Challenge - Quote verbatim the span of lines that begins the listing below and closes with the line containing "const pct = (loaded / total) * 100;".

Input records -

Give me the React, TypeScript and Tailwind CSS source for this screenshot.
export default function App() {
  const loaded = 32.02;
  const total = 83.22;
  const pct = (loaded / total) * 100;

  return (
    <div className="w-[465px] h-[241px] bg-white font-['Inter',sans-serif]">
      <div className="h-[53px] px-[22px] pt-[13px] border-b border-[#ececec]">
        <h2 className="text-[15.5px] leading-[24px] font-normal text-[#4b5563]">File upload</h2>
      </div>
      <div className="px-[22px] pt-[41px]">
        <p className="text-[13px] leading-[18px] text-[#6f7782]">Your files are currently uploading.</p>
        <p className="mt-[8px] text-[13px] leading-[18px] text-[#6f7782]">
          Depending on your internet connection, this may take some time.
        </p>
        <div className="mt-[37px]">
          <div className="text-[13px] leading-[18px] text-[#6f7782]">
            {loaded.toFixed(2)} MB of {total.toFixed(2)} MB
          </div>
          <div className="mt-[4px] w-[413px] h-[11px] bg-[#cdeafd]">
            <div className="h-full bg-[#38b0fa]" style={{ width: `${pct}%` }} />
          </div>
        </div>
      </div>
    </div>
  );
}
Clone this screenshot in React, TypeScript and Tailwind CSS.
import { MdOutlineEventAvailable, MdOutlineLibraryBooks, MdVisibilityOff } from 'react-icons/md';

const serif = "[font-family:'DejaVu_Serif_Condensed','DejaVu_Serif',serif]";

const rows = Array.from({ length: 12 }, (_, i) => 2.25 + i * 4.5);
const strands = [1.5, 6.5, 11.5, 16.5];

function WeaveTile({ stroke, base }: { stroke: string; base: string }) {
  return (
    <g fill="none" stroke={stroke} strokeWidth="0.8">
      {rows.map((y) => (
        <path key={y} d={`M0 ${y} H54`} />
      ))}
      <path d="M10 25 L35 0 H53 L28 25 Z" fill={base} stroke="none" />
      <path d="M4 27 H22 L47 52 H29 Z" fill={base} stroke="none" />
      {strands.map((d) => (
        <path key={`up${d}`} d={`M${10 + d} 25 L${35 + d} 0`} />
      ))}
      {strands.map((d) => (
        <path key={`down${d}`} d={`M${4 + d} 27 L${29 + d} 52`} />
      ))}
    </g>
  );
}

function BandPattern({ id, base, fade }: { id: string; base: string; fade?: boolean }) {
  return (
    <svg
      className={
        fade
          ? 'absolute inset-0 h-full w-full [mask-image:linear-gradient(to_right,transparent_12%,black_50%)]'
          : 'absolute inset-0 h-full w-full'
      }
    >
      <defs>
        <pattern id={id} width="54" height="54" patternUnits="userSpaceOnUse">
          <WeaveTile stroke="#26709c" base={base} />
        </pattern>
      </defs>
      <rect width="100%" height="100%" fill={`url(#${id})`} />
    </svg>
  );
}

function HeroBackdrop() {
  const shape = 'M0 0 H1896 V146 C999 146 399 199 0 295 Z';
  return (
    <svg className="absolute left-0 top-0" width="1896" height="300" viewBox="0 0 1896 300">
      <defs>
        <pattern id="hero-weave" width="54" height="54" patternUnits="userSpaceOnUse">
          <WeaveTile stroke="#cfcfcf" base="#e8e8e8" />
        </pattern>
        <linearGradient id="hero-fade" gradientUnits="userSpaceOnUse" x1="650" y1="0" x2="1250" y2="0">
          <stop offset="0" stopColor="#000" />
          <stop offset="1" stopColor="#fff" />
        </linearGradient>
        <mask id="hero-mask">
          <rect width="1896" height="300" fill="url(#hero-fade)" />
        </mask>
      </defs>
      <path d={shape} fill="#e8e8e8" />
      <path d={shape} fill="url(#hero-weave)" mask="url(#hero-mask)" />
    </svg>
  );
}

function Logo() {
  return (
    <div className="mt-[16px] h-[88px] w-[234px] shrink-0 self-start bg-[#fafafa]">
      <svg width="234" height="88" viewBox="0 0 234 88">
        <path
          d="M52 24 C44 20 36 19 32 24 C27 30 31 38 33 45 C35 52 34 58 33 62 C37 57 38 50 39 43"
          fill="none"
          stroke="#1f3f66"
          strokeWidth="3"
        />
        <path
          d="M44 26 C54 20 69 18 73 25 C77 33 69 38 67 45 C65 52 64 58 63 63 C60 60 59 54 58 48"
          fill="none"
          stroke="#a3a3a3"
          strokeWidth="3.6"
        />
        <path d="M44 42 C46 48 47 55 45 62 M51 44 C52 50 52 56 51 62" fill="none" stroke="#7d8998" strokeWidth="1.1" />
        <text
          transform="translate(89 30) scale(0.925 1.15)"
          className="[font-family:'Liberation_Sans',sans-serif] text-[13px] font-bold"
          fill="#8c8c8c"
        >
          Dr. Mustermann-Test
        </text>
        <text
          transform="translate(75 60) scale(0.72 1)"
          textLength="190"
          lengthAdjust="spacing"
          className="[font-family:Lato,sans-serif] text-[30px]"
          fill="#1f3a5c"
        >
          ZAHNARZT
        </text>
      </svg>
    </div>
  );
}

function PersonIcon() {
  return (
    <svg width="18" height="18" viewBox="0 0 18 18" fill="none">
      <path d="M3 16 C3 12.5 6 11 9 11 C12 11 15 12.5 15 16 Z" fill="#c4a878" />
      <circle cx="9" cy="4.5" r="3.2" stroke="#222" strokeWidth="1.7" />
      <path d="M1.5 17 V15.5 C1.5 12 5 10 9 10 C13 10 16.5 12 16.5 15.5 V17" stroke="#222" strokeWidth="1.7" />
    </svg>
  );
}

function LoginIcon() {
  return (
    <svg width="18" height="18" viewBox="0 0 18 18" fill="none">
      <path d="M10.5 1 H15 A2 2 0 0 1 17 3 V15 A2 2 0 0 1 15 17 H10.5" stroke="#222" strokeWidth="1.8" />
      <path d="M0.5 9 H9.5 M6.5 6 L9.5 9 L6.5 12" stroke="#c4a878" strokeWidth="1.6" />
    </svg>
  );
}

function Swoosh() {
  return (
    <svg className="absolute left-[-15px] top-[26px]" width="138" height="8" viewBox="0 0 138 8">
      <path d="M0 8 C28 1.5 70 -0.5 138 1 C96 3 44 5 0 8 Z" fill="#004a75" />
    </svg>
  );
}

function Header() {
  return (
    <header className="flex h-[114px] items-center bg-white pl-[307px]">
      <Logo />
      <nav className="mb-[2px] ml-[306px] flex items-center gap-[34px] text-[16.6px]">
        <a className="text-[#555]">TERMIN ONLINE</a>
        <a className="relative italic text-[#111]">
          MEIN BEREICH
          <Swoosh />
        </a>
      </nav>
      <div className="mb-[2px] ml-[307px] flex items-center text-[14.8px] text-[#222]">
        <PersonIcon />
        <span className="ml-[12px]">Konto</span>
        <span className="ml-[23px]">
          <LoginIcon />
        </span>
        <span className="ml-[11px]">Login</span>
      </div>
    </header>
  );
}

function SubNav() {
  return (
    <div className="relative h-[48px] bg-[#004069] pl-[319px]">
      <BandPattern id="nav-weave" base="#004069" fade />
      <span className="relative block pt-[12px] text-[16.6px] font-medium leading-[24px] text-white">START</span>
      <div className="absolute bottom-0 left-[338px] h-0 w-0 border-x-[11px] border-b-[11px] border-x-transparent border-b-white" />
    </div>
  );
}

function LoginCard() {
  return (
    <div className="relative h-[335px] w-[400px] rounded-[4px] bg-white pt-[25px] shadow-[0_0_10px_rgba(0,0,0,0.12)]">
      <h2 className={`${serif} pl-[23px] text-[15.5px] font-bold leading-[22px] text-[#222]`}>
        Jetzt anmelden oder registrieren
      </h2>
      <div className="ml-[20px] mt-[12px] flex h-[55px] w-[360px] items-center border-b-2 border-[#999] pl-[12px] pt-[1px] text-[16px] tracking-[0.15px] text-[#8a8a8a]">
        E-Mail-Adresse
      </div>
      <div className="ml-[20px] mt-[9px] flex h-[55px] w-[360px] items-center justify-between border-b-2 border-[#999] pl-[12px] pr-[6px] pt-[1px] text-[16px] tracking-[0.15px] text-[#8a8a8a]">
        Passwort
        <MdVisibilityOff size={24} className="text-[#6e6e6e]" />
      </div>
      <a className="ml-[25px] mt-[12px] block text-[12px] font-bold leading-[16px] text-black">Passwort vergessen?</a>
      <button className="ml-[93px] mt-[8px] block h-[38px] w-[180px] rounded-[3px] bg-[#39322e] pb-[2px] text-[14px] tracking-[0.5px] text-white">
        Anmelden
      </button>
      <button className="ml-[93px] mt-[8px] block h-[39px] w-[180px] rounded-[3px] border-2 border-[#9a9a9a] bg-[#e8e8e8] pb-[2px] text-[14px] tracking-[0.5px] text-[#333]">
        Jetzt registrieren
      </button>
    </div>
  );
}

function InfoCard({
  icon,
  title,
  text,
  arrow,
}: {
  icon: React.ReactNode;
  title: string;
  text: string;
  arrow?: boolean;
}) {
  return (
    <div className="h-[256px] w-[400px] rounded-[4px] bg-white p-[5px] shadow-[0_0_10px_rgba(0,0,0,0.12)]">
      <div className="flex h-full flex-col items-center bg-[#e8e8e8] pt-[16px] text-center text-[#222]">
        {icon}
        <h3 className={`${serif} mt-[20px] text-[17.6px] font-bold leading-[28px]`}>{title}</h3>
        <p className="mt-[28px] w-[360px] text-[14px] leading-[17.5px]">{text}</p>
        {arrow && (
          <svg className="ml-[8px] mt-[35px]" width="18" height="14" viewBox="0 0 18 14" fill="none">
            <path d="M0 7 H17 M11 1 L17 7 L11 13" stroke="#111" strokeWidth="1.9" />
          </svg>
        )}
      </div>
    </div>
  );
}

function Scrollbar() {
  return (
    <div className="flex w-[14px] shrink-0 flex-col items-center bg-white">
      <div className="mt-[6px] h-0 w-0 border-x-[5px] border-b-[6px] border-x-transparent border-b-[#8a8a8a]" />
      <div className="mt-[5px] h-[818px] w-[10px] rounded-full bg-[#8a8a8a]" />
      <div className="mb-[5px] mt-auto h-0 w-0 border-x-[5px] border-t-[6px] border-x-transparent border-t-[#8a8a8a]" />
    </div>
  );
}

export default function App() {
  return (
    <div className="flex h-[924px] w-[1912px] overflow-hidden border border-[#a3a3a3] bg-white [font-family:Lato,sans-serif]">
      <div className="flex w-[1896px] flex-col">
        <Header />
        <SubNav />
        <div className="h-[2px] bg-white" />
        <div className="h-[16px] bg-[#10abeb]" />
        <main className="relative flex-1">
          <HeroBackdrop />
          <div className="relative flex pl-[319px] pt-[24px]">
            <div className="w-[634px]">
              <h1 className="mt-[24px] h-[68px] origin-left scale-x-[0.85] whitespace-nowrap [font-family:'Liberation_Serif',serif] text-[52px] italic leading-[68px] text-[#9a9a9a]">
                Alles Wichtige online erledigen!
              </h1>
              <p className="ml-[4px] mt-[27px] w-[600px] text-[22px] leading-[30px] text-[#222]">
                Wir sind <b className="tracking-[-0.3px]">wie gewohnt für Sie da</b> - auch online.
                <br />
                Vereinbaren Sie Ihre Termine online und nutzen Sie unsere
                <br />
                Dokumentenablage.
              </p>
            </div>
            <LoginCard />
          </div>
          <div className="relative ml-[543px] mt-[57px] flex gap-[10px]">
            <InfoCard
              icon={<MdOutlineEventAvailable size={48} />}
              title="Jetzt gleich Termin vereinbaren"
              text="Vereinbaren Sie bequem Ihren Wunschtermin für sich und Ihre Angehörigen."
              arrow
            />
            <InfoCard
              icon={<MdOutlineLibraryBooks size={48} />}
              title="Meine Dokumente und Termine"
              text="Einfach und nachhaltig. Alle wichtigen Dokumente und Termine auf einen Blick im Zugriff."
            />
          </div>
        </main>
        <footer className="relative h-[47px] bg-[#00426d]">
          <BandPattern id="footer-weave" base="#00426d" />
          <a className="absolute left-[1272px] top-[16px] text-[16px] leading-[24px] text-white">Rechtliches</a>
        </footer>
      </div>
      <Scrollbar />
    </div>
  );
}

Exercise response -
Give me the React, TypeScript and Tailwind CSS source for this screenshot.
export default function App() {
  const loaded = 32.02;
  const total = 83.22;
  const pct = (loaded / total) * 100;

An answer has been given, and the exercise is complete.